* start Records *
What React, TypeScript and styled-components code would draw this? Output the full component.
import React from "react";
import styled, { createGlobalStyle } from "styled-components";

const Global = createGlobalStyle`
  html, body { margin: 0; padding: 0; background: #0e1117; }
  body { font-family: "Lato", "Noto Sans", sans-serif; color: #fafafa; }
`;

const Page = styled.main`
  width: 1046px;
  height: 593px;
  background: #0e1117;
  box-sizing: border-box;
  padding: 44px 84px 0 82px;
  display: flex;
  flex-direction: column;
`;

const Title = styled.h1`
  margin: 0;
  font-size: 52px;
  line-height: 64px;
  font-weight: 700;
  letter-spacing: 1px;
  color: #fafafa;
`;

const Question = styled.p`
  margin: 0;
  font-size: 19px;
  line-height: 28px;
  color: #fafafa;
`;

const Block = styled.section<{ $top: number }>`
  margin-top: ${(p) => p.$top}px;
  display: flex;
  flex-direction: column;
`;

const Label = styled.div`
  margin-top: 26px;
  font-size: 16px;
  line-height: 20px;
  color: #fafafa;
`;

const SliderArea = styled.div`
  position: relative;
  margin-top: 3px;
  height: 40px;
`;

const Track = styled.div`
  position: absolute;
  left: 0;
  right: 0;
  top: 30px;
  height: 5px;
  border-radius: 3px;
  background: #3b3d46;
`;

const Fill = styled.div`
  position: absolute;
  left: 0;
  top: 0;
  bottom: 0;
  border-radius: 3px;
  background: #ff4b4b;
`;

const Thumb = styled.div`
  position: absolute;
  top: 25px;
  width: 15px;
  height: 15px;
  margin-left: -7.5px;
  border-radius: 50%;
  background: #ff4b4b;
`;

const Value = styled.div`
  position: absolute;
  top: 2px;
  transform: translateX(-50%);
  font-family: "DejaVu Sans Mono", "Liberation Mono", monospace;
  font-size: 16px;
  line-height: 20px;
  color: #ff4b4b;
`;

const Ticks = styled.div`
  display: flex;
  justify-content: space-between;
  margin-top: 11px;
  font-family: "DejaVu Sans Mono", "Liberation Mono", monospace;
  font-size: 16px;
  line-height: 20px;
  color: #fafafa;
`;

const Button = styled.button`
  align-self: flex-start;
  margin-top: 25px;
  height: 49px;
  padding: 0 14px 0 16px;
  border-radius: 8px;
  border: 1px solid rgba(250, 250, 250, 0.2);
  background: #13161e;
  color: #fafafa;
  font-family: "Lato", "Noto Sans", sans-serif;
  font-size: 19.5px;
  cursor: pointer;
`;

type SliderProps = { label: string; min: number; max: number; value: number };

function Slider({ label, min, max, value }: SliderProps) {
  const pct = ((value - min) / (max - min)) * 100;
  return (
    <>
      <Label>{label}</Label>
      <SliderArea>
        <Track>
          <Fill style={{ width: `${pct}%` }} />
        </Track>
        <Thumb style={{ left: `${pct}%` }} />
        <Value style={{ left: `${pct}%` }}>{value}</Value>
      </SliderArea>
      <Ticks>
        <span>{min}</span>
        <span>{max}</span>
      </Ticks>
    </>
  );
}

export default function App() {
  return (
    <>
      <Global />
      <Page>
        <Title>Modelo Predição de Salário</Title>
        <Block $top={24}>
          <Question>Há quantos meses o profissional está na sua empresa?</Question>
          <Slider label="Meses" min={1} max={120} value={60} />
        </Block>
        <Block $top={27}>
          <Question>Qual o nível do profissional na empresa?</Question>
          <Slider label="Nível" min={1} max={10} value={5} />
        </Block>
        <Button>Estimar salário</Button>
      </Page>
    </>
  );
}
* end Records *
* start Records *
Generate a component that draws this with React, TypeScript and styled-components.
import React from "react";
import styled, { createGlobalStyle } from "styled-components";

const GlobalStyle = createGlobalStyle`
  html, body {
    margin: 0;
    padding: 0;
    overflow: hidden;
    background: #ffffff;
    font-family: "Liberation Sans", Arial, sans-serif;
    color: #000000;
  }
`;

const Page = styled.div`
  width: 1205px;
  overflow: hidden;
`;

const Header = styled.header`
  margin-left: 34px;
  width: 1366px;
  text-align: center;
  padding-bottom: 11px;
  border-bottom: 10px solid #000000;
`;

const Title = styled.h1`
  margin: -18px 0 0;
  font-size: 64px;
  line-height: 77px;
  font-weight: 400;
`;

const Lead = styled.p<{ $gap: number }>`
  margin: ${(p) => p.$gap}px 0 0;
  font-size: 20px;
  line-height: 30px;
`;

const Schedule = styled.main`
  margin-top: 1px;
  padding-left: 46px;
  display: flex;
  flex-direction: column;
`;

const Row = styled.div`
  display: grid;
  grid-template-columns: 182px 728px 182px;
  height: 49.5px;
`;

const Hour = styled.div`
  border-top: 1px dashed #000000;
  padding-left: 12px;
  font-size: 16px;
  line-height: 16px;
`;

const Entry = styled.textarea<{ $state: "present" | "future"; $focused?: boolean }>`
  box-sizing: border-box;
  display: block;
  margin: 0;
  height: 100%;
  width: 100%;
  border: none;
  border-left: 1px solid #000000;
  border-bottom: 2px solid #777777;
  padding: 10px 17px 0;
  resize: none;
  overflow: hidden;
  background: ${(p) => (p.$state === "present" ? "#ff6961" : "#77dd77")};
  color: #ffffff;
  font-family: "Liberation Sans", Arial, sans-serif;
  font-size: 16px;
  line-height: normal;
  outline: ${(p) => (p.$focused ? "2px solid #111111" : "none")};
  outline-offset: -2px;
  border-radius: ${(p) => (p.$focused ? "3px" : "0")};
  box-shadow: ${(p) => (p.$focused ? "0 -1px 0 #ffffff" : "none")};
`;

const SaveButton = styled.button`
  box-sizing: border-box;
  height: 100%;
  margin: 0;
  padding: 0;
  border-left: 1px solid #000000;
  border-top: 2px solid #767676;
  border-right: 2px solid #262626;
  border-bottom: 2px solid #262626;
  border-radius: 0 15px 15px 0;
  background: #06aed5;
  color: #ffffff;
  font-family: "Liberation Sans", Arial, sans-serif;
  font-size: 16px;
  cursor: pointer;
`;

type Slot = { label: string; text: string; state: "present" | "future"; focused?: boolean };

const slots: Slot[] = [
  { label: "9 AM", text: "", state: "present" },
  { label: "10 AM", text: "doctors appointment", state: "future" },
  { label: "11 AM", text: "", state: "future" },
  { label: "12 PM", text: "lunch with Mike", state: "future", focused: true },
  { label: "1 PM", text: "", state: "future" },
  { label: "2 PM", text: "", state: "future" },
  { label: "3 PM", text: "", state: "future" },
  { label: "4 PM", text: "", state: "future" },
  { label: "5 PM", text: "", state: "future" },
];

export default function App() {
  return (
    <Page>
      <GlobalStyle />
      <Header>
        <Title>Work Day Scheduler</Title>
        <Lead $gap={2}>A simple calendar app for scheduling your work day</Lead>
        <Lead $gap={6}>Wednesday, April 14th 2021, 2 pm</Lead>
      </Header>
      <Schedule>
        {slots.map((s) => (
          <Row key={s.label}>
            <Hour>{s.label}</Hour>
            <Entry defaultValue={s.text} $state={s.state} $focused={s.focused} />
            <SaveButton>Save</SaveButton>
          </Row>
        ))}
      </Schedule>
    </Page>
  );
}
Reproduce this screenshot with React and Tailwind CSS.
* end Records *
> _Prompt_
Where a line of the data holds "components", show that line.

> _Solution to this problem_
What React, TypeScript and styled-components code would draw this? Output the full component.
import styled, { createGlobalStyle } from "styled-components";
Generate a component that draws this with React, TypeScript and styled-components.
import styled, { createGlobalStyle } from "styled-components";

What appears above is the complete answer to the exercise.